I look forward to doing more work with both of these stars, and learning more of their nature. If you've done or will do some work with Sadalsuud, Deneb Algedi, or Sadalgedi, please comment and let me know how it went and what your experience was like. I feel that these are profoundly powerful stars--though I might be a bit biased.
Even as I step outside to get some fresh air before going to bed after writing this, it has been raining, and the night seems brighter than usual and everything is dark blue-green and dripping and wet.
Thank you for reading. 🪙🐟
An overview of how this works is here, but for an in-depth treatment of the systems and every individual decan and its myths, I recommend Kira Ryberg's guidebook .
"You won't see me without knowing what to look for.
Blessed or trained eyes.
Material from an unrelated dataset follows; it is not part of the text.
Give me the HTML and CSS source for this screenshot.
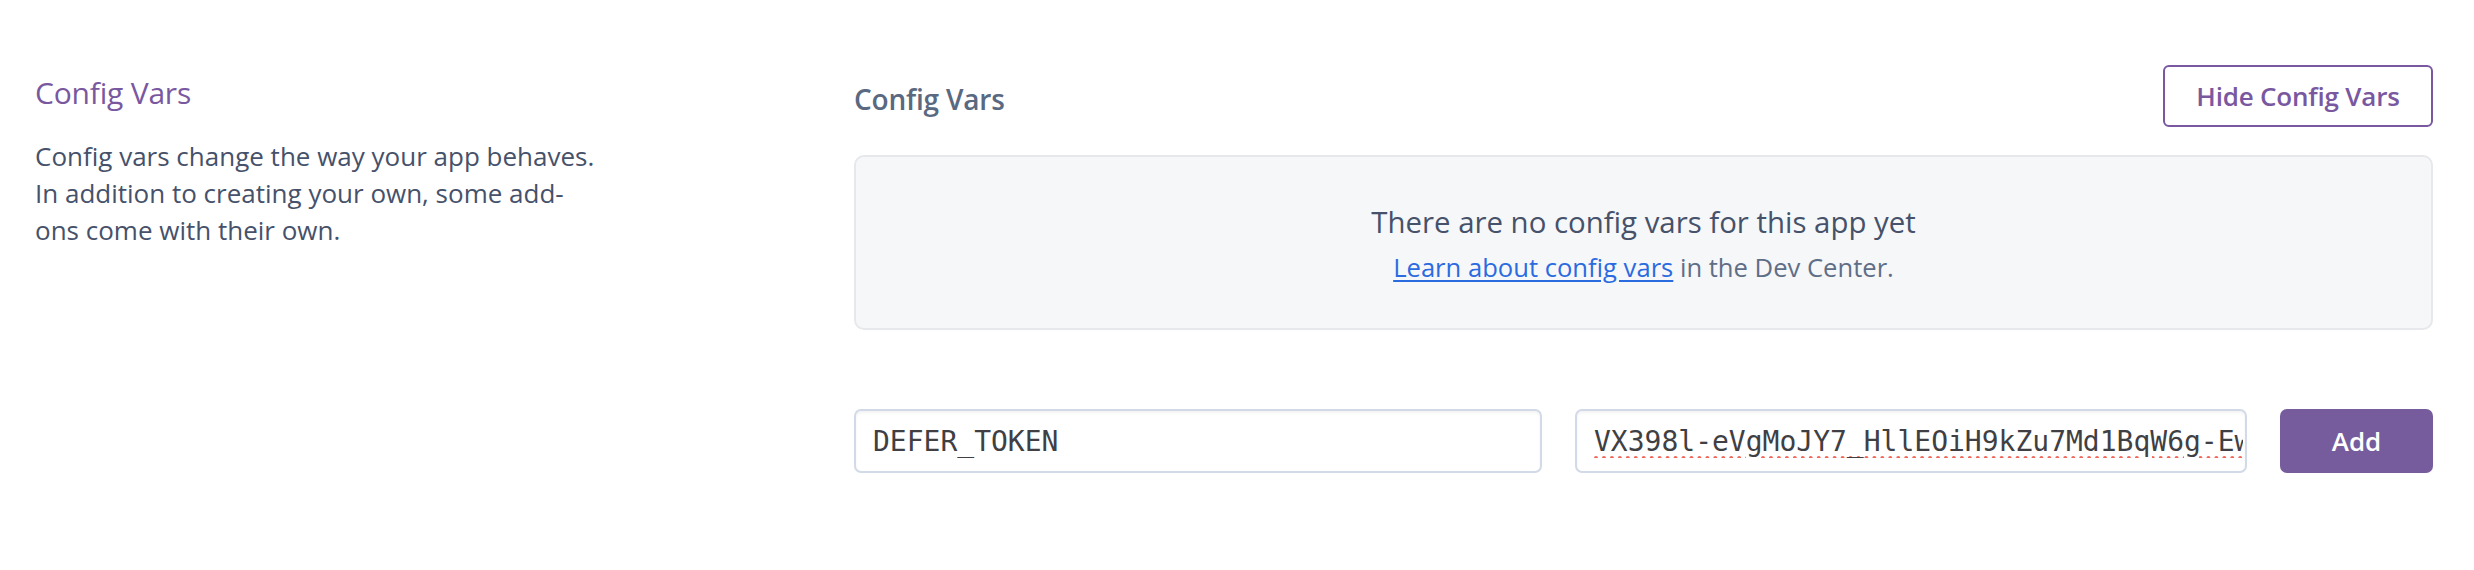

Blink and you'll miss it."
Ohhh this is so interesting! There's something about Sadalsuud... When scrying or just feeling out vibes in someone, I can feel Sadalsuud's influence pretty strongly but it also generally feels somewhat elusive, difficult to demarcate and explain. I'll know it's there but couldn't tell you why, whereas some other stars show up in more defined ways (I see flowers blooming for Alphecca, a playful smirk for Castor, etc).
This was such an interesting read, thank you so much for sharing this gnosis. I really dig the image you drew!
As someone who has engaged with Deneb Algedi for over a year (with a mini shrine with evil eye stuff, interestingly, as well as Sphere+Sundry kolonia), I have experienced nudges of social obligation in the form of finding issues on public transport and reporting them. I am also in a paid job that is befitting of Their nature, namely a school crossing guard. To me, DA has a quality of upholding elements of the social contract, as well as personal prudence (though to a lesser extent). On a more omen-like vibe, I found and purchased a dark blue bandana at an op shop at around the Sol-DA conjunction.